In 2026 they hold power and their leader has assembled his own personal army.
The army was drawn from ICE, the Border Patrol, and other federal agencies. Those affiliations are meaningless. While described as a deportation force, it’s Trump’s army, loyal to the stucco-faced potentate and led by the Gríma Wormtongue of the West Wing, Stephen Miller.
Years ago, there was a billboard along the highway to Phoenix that read, “Get US Out of the United Nations!” It was funded by right-wingers nursing a McCarthyism hangover. “(T)here are more Communists in the United Nations building in New York than there are in the Kremlin,” wrote Robert Welch, founder of the John Birch Society, in 1965.
The Birch Society “is a conservative organization aimed at combating what it perceives as a communist conspiracy in the United States,” wrote Gina R. Terinoni for EBSCO. But they were little more than noisemakers with billboards until something portentous happened: Republican leaders thought they could exploit the group’s energy while retaining immunity from its madness.
Historian Matthew Dallek wrote that “much of the responsibility for the continuing vitality of Birch-style extremism lies with Republican leaders who thought they could harness the activism of the Birchers without allowing their paranoia and hatred to define the party.” “The GOP establishment’s efforts to court this fringe and keep it in the coalition,” he noted, “allowed it to gain a foothold and eventually cannibalize the entire party.”
Welch died in early 1985. Later that year 60 Minutes Correspondent Mike Wallace interviewed an ambitious New York developer named Donald Trump. After a tenant referred to Trump as “a very arrogant human being who really doesn’t care about the lives of people like you see in this room here,” Wallace asked Trump, “Does that get under your skin?” “No,” answered Trump, “because you see I think I’m right.”
That was Trump the developer, but Trump the candidate was gestating. Two years later, while promoting The Art of the Deal in New Hampshire, he made a surprisingly political speech. After ruling out a 1988 presidential run, he issued a dire warning: “If the right man doesn’t get into office,” he said, “you’re going to see a catastrophe in this country in the next four years like you’re never going to believe. And then you’ll be begging for the right man.”
“His speech was nativist and isolationist,” wrote Michael Kruse of Politico in 2016, “an angry, gloomy rant about America losing out in a dangerous world.
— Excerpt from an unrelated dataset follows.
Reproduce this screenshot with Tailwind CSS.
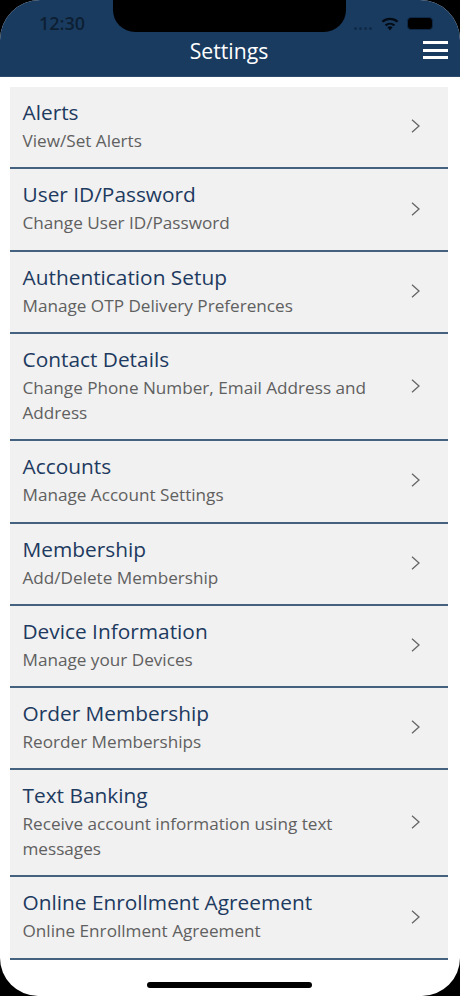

His message of failure—American failure—has been remarkably constant since that moment 28 years ago.”
As GOP leaders worked to “court this fringe and keep it in the coalition,” Trump became the avatar of political decay within the GOP. Four decades later, their souls confiscated by radicals, Republicans in Congress gave him an army.
Right-wing extremists’ anti-communist posturing was a targeting mechanism for people like Senator Joe McCarthy who used the accusation of communism against their opponents. “McCarthy found few, if any, communist spies,” wrote George Friedman in Geopolitical Futures. “But he used the charge of communism as a tool to discredit and destroy those he disagreed with.” McCarthy was aided by a young attorney named Roy Cohn, who later mentored Donald Trump.
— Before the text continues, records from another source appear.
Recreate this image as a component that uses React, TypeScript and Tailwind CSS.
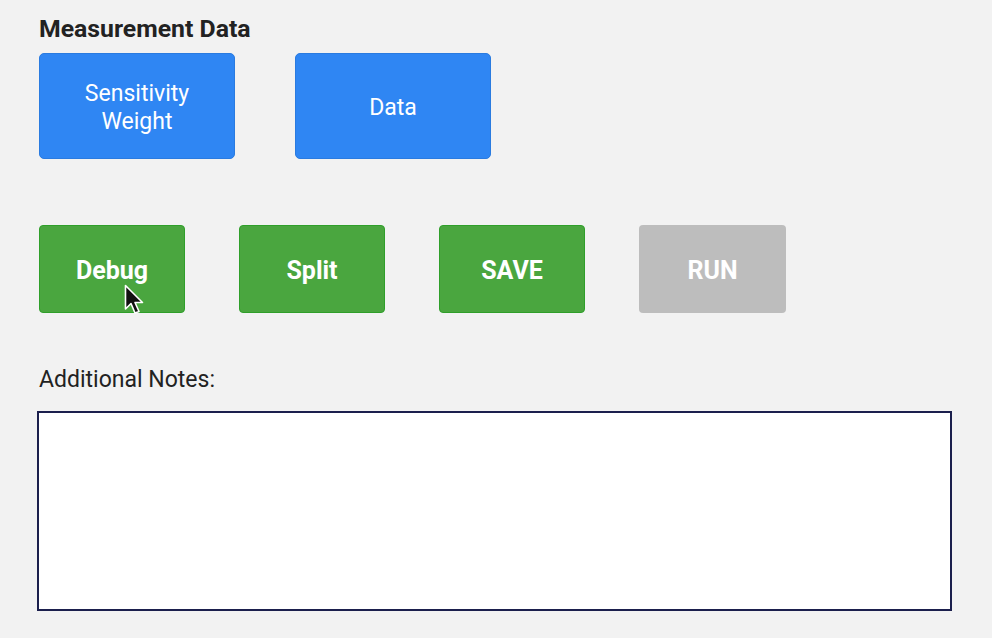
import React from "react";

export default function App() {
  return (
    <div className="min-h-[638px] w-[992px] bg-[#f2f2f2] font-['Roboto',sans-serif] relative">
      <div className="pl-[39px] pt-[13px]">
        <h1 className="text-[24.8px] leading-[32px] font-bold text-[#222]">Measurement Data</h1>
        <div className="mt-[8px] flex gap-[60px]">
          <button className="w-[196px] h-[106px] pt-[3px] rounded-[5px] bg-[#2f86f3] border border-[#2a7be0] text-white text-[23px] leading-[28px]">
            Sensitivity
            <br />
            Weight
          </button>
          <button className="w-[196px] h-[106px] pt-[3px] rounded-[5px] bg-[#2f86f3] border border-[#2a7be0] text-white text-[23px] leading-[28px]">
            Data
          </button>
        </div>
        <div className="mt-[66px] flex gap-[54px]">
          <button className="w-[146px] h-[88px] pt-[3px] rounded-[4px] bg-[#4aa63f] border border-[#2f9f2a] text-white text-[25px] font-bold">
            Debug
          </button>
          <button className="w-[146px] h-[88px] pt-[3px] rounded-[4px] bg-[#4aa63f] border border-[#2f9f2a] text-white text-[25px] font-bold">
            Split
          </button>
          <button className="w-[146px] h-[88px] pt-[3px] rounded-[4px] bg-[#4aa63f] border border-[#2f9f2a] text-white text-[25px] font-bold">
            SAVE
          </button>
          <button className="w-[147px] h-[88px] pt-[3px] rounded-[4px] bg-[#bdbdbd] text-white text-[25px] font-bold">
            RUN
          </button>
        </div>
        <div className="mt-[53px] text-[23px] leading-[28px] text-[#222]">Additional Notes:</div>
        <textarea className="mt-[17px] -ml-[2px] block w-[915px] h-[200px] bg-white border-2 border-[#1b1f4d] outline-none resize-none" />
      </div>
      <svg className="absolute left-[124px] top-[284px]" width="22" height="34" viewBox="0 0 22 34">
        <path d="M1.5 1.5 L1.5 25 L7 19.5 L11 29 L15 27.5 L11 18.5 L18.5 18.5 Z" fill="#111" stroke="#fff" strokeWidth="1.6" strokeLinejoin="round" />
      </svg>
    </div>
  );
}
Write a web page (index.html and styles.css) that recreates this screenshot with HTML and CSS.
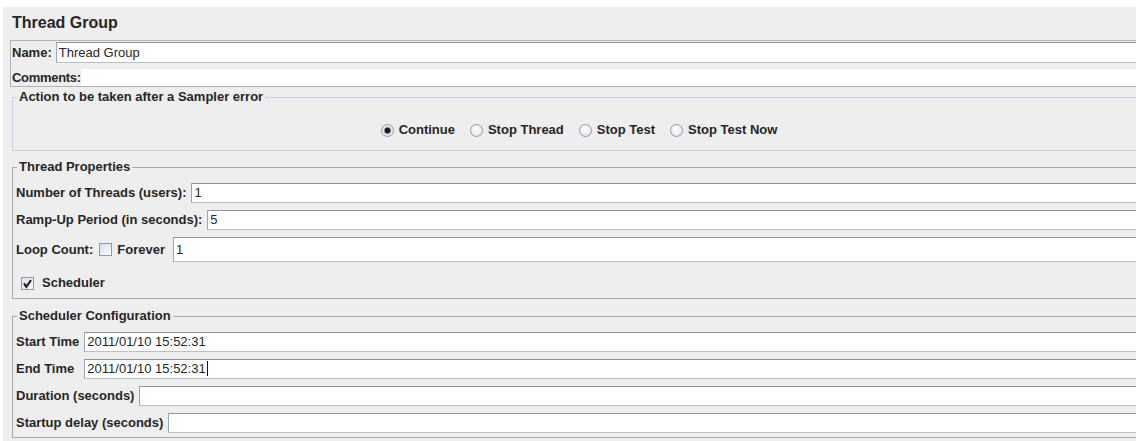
FILE: index.html
```html
<!DOCTYPE html>
<html lang="en">
<head>
<meta charset="utf-8">
<title>Thread Group</title>
<link rel="stylesheet" href="styles.css">
</head>
<body>
<div class="panel">
  <h1 class="title">Thread Group</h1>

  <div class="namebox">
    <div class="row name-row">
      <span class="lbl">Name:</span>
      <div class="field">Thread Group</div>
    </div>
    <div class="row comments-row">
      <span class="lbl">Comments:</span>
      <div class="area"></div>
    </div>
  </div>

  <fieldset class="group group-action">
    <legend>Action to be taken after a Sampler error</legend>
    <div class="radios">
      <label class="radio"><span class="dot on"></span>Continue</label>
      <label class="radio"><span class="dot"></span>Stop Thread</label>
      <label class="radio"><span class="dot"></span>Stop Test</label>
      <label class="radio"><span class="dot"></span>Stop Test Now</label>
    </div>
  </fieldset>

  <fieldset class="group group-threads">
    <legend>Thread Properties</legend>
    <div class="row form-row">
      <span class="lbl">Number of Threads (users):</span>
      <div class="field">1</div>
    </div>
    <div class="row form-row">
      <span class="lbl">Ramp-Up Period (in seconds):</span>
      <div class="field">5</div>
    </div>
    <div class="row form-row loop-row">
      <span class="lbl">Loop Count:</span>
      <span class="check"></span>
      <span class="lbl forever">Forever</span>
      <div class="field tall">1</div>
    </div>
    <div class="row sched-row">
      <span class="check checked">
        <svg width="11" height="11" viewBox="0 0 11 11"><path d="M2 5.4 L4.3 8.8 L9 2.2" fill="none" stroke="#1f1f1f" stroke-width="2.1" stroke-linejoin="miter"/></svg>
      </span>
      <span class="lbl">Scheduler</span>
    </div>
  </fieldset>

  <fieldset class="group group-sched">
    <legend>Scheduler Configuration</legend>
    <div class="time-grid">
      <span class="lbl">Start Time</span>
      <div class="field">2011/01/10 15:52:31</div>
      <span class="lbl">End Time</span>
      <div class="field">2011/01/10 15:52:31<span class="caret"></span></div>
    </div>
    <div class="row form-row">
      <span class="lbl">Duration (seconds)</span>
      <div class="field"></div>
    </div>
    <div class="row form-row">
      <span class="lbl">Startup delay (seconds)</span>
      <div class="field"></div>
    </div>
  </fieldset>
</div>
</body>
</html>
```

FILE: styles.css
```css
html, body {
  margin: 0;
  overflow: hidden;
  background: #ffffff;
}

body {
  padding: 7px 0 0 3px;
  font-family: "Liberation Sans", Arial, sans-serif;
  color: #262626;
}

.panel {
  box-sizing: border-box;
  width: 1140px;
  min-height: 440px;
  background: #eeeeee;
  padding: 0 0 10px 7px;
}

.title {
  margin: 0 0 7px 2px;
  padding-top: 6px;
  font-size: 16px;
  font-weight: bold;
  line-height: 20px;
}

.row {
  display: flex;
  align-items: center;
  gap: 5px;
}

.lbl {
  font-size: 13px;
  font-weight: bold;
  line-height: 16px;
  white-space: nowrap;
}

/* text fields */
.field {
  flex: 1;
  box-sizing: border-box;
  height: 20px;
  background: #ffffff;
  border: 1px solid #b7c0cb;
  border-top-color: #8a95a3;
  border-left-color: #9ba6b3;
  padding-left: 2px;
  font-size: 13px;
  line-height: 18px;
  white-space: nowrap;
}

.field.tall {
  height: 25px;
  line-height: 23px;
}

.caret {
  display: inline-block;
  width: 1px;
  height: 15px;
  margin-left: 1px;
  background: #111;
  vertical-align: -3px;
}

/* name / comments box */
.namebox {
  border: 1px solid #b3b3b3;
  padding: 1px 0 0 1px;
}

.name-row {
  gap: 4px;
}

.name-row .field {
  height: 21px;
  line-height: 19px;
}

.comments-row {
  margin-top: 6px;
  gap: 0;
}

.comments-row .lbl {
  letter-spacing: -0.3px;
}

.area {
  flex: 1;
  height: 17px;
  background: #ffffff;
}

/* titled groups */
.group {
  margin: 0 0 0 2px;
  border: 1px solid #a9a9a9;
  padding: 9px 0 2px 3px;
  min-width: 0;
}

.group legend {
  margin-left: 1px;
  padding: 0 2px;
  font-size: 13px;
  font-weight: bold;
  line-height: 14px;
}

.group-action {
  margin-top: 3px;
  border-color: #c4d4e4;
  padding-top: 18px;
  padding-bottom: 12px;
}

.group-threads {
  margin-top: 9px;
}

.group-sched {
  margin-top: 10px;
  padding-bottom: 4px;
}

.form-row + .form-row {
  margin-top: 7px;
}

/* radio buttons */
.radios {
  display: flex;
  justify-content: center;
  gap: 15px;
  height: 16px;
  align-items: center;
}

.radio {
  display: flex;
  align-items: center;
  gap: 5px;
  font-size: 13px;
  font-weight: bold;
  line-height: 16px;
}

.dot {
  box-sizing: border-box;
  width: 13px;
  height: 13px;
  border-radius: 50%;
  border: 1px solid #8d9bac;
  background: radial-gradient(circle at 45% 40%, #ffffff 0, #eef1f5 45%, #d3dbe4 100%);
}

.dot.on {
  background: radial-gradient(circle, #1b1b1b 0 2.6px, #9aa7b6 3.2px, #e4e9ef 4.2px, #f7f9fb 100%);
}

/* check boxes */
.check {
  box-sizing: border-box;
  display: inline-flex;
  align-items: center;
  justify-content: center;
  width: 13px;
  height: 13px;
  border: 1px solid #8c9aab;
  background: linear-gradient(135deg, #d8e0e8 0%, #eef2f6 60%, #fbfcfd 100%);
}

.loop-row .check {
  margin-left: 1px;
}

.loop-row .field {
  margin-left: 3px;
}

.sched-row {
  height: 26px;
  margin-top: 8px;
  padding-left: 5px;
  gap: 8px;
}

/* start / end time share a label column */
.time-grid {
  display: grid;
  grid-template-columns: auto 1fr;
  column-gap: 5px;
  row-gap: 7px;
  align-items: center;
  margin-bottom: 7px;
}
```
“Cohn understood that people who are afraid—of communists, of crime, of social change, of the ‘other’—are easier to manipulate,” noted book reviewers at Berrett-Koehler, “and more willing to accept authoritarian solutions.” His apprentice paid attention.
“We should take over the voting, the voting in at least many — 15 places,” Trump said recently. “The Republicans ought to nationalize the voting.” “You’re damn right we’re going to have ICE surround the polls come November,” added Trump ally Steve Bannon. “We’re not going to sit here and allow you to steal the country again.”
Trump and his MAGA brethren are planning to unleash their army on election day, intimidating voters at the polls, confiscating votes, and manipulating results. “We are now faced with the fact that tomorrow is today,” said Martin Luther King, Jr. in 1965. “We are confronted with the fierce urgency of now.”
In 2026, we must bring fierce urgency to protect the sanctity of free and fair elections. Warn everybody who will listen of the threat. Use Bannon’s words. Make them feel the urgency. Congressional Democrats and patriotic Republicans (those few that remain) should refuse new Homeland Security funding for Trump’s army and claw back most of what has been appropriated. Its budget is “larger than the annual budget of all other federal law enforcement agencies combined,” notes Lauren-Brooke Eisen of the Brennan Center for Justice.
“Every state provides options for at least some voters to cast their ballots without having to appear in-person,” notes the Movement Advancement Project. Every voter should be encouraged to vote by mail to avoid harassment at the polls by ICE.
Finally, identify polling places ICE is likely to target and flood the perimeter with volunteers and cameras to keep them away. Don’t allow Trump’s army to block access or intimidate voters.
On September 17, 1787, Elizabeth Willing Powel asked Benjamin Franklin whether the Founders gave us a republic or a monarchy. “A republic,” he replied, “if you can keep it.” On November 4, 2026, let us summon the spirits of Franklin and King and tell them this:
“We brought the fierce urgency. We kept the republic.”